Ils semblent montrer en effet qu’on peut être moral sans être religieux, ou religieux sans être moral, si, bien sûr, on retient comme critère de moralité la générosité à l’égard des autres, même lorsqu’ils ont commis des fautes.

La morale sans la religion

Certains philosophes rationalistes estiment désormais qu’une réévaluation du rôle de la religion dans les sociétés contemporaines est nécessaire. Ils semblent prôner une nouvelle alliance entre la gauche et la religion contre un ennemi commun : le monstre néolibéral qui serait en train de détruire le lien social, le « vivre ensemble[3] ».

Dans les médias, des penseurs martèlent que les humains ont, par nature, un besoin profond de « transcendance », de foi dans une puissance « supérieure », de « verticalité », de religion, et que faute de satisfaire ce besoin, nos sociétés sont condamnées à l’égoïsme, à la violence et même, disent les plus catastrophistes, à la disparition.
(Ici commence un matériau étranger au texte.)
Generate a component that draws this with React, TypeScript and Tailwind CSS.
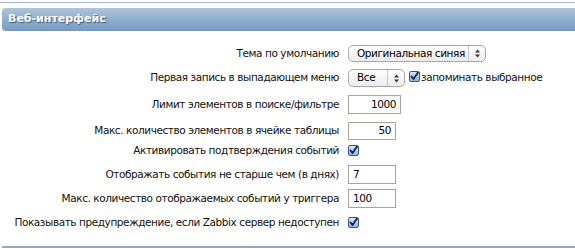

Les études sur les comportements de ces enfants de croyants et de non-croyants nous invitent à penser exactement le contraire.

Elles montrent qu’on a tendance à être plus fermé, plus violent, moins généreux à l’égard des autres, quand on a reçu une éducation religieuse.

Elles n’affirment évidemment pas que la bonté humaine n’existe pas chez les enfants de croyants.

Au-delà de leurs limites méthodologiques, ce qu’elles nous invitent à reconnaître seulement, c’est qu’on peut parfaitement être bon sans être passé par une éducation religieuse.

Mais cela, nous le savions déjà[4].

Extrait de « Mon dîner chez les cannibales et autres chroniques sur le monde d’aujourd’hui – Journal philosophique », Ruwen Ogien

[1] Jean Decety, Jason M. Cowell, Kang Lee, Randa Mahasneh, Susan Malcolm-Smith, Bilge Selcuk, Xinyue Zhou, « The Negative Association Between Religiouness and Children’s Altruism Across the World », Current Biology, 25,

[2] Hervé Morin, « Les enfants non religieux sont plus altruistes que ceux élevés dans une famille de croyants », Le Monde, 5 novembre 2015.

[3] Jürgen Habermas, Entre naturalisme et religion. Les défis de la démocratie, (2005), trad. Christian Bouchindhomme, Paris, Gallimard, 2008.

[4] Paru dans le blog LibéRation de Philo, libération.fr, 20 novembre 2015.